Both Amanda and Tyler are becoming pretty powerful themselves in the new teen sensation department these days. Reports indicate that Amanda is already stealing hearts with her winning smile and powerful voice, while Tyler could very well end up in the “country hunk hall of fame.” His response — “total embarrassment.”
“Tyler’s face always turns red when we talk about this,” quips sis. “But if there are those girls out there making all the smiles at him and stuff, Dad always has a joke to make out of it.”
“It’s still embarrassing, with or without Dad,” admits Tyler with a red face.
“I can’t remember exactly where we were,” added Steve, “but this girl had handed Tyler her phone number and said ’We’re having a pool party next week. Can you come? But don’t phone our house and ask for Bobbie Joe, that’s my sister. Ask for Heather, that’s me, because she has a boyfriend.'”
“So the girl says ’So is he gonna call me?'” explained Amanda, “and Dad says ’You know what honey — he makes his own dates but I wouldn’t hold your breath on it.'”
“What’s neat too,” Steve further explains, “is that we’re getting a real cross-section of people coming up and asking for autographs and talking about ’26¢.’ There are a number of younger people, but we’re getting people in their 20s, 30s and 40s. So I’m really happy to see that it’s doing a lot of crossing of lines. It’s not just strictly a teenage song. A twenty year-old would get next to this song, too. It’s crossing a lot of lines and we’re thrilled about that.
“The song is also crossing genres, too,” explains Tyler. “It’s just not a mother and a daughter song. It could be a mother and son song. It could be a father and a son song or a father and a daughter song.”
Unquestionably, the Wilkinsons’ warm personalities, family fun and values are garnering fans, but when it comes to sparking success in the business world, especially on today’s crowded country radio, it’s the talent left on the front lines. With a phenomenal torch-n-twang vocal package, down-right innocence and sock-knocking passion, they have what it takes and there’s a lot more where their “26¢” debut comes from.
Co-penning seven of the album’s eleven cuts, Steve, who’s been honing his chops as a tunesmith for several years, teamed up with some of Music City’s most stellar songwriters such as Gary Burr, Doug Johnson and Rory Michael Bourke to map out a beautifully carved and diversified production. Brilliantly produced by Tony Haselden, Russ Zavitson and Doug Johnson, Nothing But Love unleashes a buffet of every emotion possible with its soul-stirring ballads like “Fly” and “Williamstown,” plus gut-thumping rompers such as “Boy Oh Boy,” “Back On My Feet,” the chugging title cut and the once-in-a-lifetime-gem “The Word.” In addition to the songs and soaring vocal force that surprisingly features tear-it-up Tyler along with Amanda, who we’d all love to see in a singing showdown with lady LeAnn Rimes, this project unveils honesty in its purest form. And it’s that form that’s sure to keep the Wilkinsons, hands-down, the most thrilling, across-the-board, audience-capturing act to hit the country scene since the Judds.
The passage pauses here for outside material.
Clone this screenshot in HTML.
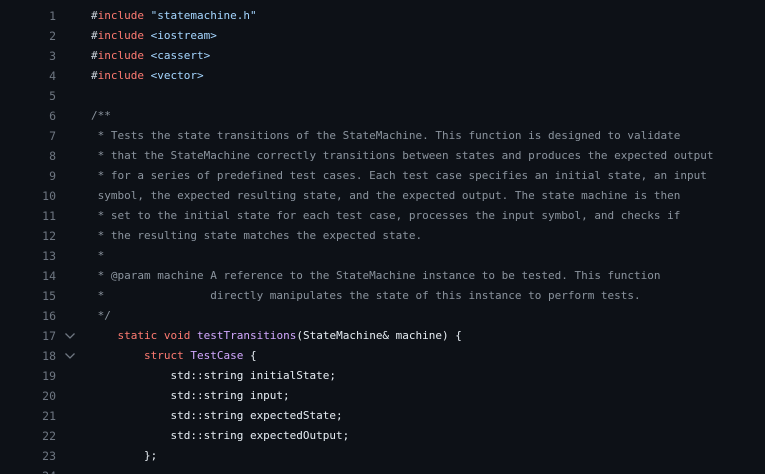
<!DOCTYPE html>
<html><head><meta charset="utf-8"><style>
html,body{margin:0;padding:0;background:#0d1117;width:765px;height:474px;overflow:hidden}
.c{position:relative;padding-top:8px;font-family:"DejaVu Sans Mono","Liberation Mono",monospace;font-size:11px;}
.l{height:20px;line-height:16px;position:relative;white-space:pre;color:#e6edf3}
.n{position:absolute;left:0;width:56px;text-align:right;color:#6e7681;font-size:11.5px}
.t{position:absolute;left:91px}
.v{position:absolute;left:64px;top:4px}
.k{color:#ff7b72}.s{color:#a5d6ff}.f{color:#d2a8ff}.m{color:#8b949e}
</style></head><body><div class="c">
<div class="l"><span class="n">1</span><span class="t"><span style="color:#c9d1d9">#</span><span class="k">include</span> <span class="s">"statemachine.h"</span></span></div>
<div class="l"><span class="n">2</span><span class="t"><span style="color:#c9d1d9">#</span><span class="k">include</span> <span class="s">&lt;iostream&gt;</span></span></div>
<div class="l"><span class="n">3</span><span class="t"><span style="color:#c9d1d9">#</span><span class="k">include</span> <span class="s">&lt;cassert&gt;</span></span></div>
<div class="l"><span class="n">4</span><span class="t"><span style="color:#c9d1d9">#</span><span class="k">include</span> <span class="s">&lt;vector&gt;</span></span></div>
<div class="l"><span class="n">5</span></div>
<div class="l"><span class="n">6</span><span class="t m">/**</span></div>
<div class="l"><span class="n">7</span><span class="t m"> * Tests the state transitions of the StateMachine. This function is designed to validate</span></div>
<div class="l"><span class="n">8</span><span class="t m"> * that the StateMachine correctly transitions between states and produces the expected output</span></div>
<div class="l"><span class="n">9</span><span class="t m"> * for a series of predefined test cases. Each test case specifies an initial state, an input</span></div>
<div class="l"><span class="n">10</span><span class="t m"> symbol, the expected resulting state, and the expected output. The state machine is then</span></div>
<div class="l"><span class="n">11</span><span class="t m"> * set to the initial state for each test case, processes the input symbol, and checks if</span></div>
<div class="l"><span class="n">12</span><span class="t m"> * the resulting state matches the expected state.</span></div>
<div class="l"><span class="n">13</span><span class="t m"> *</span></div>
<div class="l"><span class="n">14</span><span class="t m"> * @param machine A reference to the StateMachine instance to be tested. This function</span></div>
<div class="l"><span class="n">15</span><span class="t m"> *                directly manipulates the state of this instance to perform tests.</span></div>
<div class="l"><span class="n">16</span><span class="t m"> */</span></div>
<div class="l"><span class="n">17</span><svg class="v" width="12" height="8"><path d="M1.5 1.5l4.5 4.5 4.5-4.5" fill="none" stroke="#6e7681" stroke-width="1.3"/></svg><span class="t">    <span class="k">static</span> <span class="k">void</span> <span class="f">testTransitions</span>(StateMachine&amp; machine) {</span></div>
<div class="l"><span class="n">18</span><svg class="v" width="12" height="8"><path d="M1.5 1.5l4.5 4.5 4.5-4.5" fill="none" stroke="#6e7681" stroke-width="1.3"/></svg><span class="t">        <span class="k">struct</span> <span class="f">TestCase</span> {</span></div>
<div class="l"><span class="n">19</span><span class="t">            std::string initialState;</span></div>
<div class="l"><span class="n">20</span><span class="t">            std::string input;</span></div>
<div class="l"><span class="n">21</span><span class="t">            std::string expectedState;</span></div>
<div class="l"><span class="n">22</span><span class="t">            std::string expectedOutput;</span></div>
<div class="l"><span class="n">23</span><span class="t">        };</span></div>
<div class="l"><span class="n">24</span></div>
</div></body></html>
“There’s probably 10% nervousness and the rest is probably pure excitement,” explains Amanda of the Nothing But Love disc’s release to the public. “We’ve been waiting for this for a long time. This is finally when we get to release the music that we love to make and that’s a thrill.
“I was really excited that I got to put out the first single,” she goes on to explain about the album’s selection of lead vocalists throughout the songs, “but I’ll be even more thrilled when Tyler gets to be out there. I’m the big sister and just proud of him and what he’s done. Plus, when we were recording the album, and he’s going to hate me for this, but he was going through that voice change,” she giggles. “So he worked really hard on those songs that he put on the album.”
“I was just trying not to squeak,” Tyler explains with a chuckle.
Despite any squeaks and rough spots throughout the Wilkinsons’ early career years, their priority, like long before the music, is to continue being a family and representing that to the world the best way possible — smoothly and not too vulnerably to fall into the any kind of “stardom” stigma.
“I think we work real hard, too, to go in the opposite directions of that,” Steve says. “I mean when we are out on road trips and people insist on carrying our luggage for us, we don’t let them.”
“We carried them before,” Amanda adds.
“That’s a small example of how we try and keep grounded,” continues Steve. “Nobody needs to be goofy just because they have a record on the radio.”
Amanda further explains her dad’s analysis by saying “The world already has enough idiots in it, and we always say that it doesn’t need to be increased by three.”
“I think the best thing that we could do is be aware of all this,” Dad concludes while explaining how the children could be so easily influenced by performing at such a young age. “If you can see where danger lies, then you know how to escape from it and avoid it. That’s my feeling, and my wife and I have talked about that. We’re going to work real hard to make sure these guys are normal kids and that there’s a normal upbringing. I know things get real busy, but that’s when we get busy and take extra pains to keep things more normal for them.”
If love is indeed what makes the world go around, this new family phenomenon should get music listeners off to a spinning start.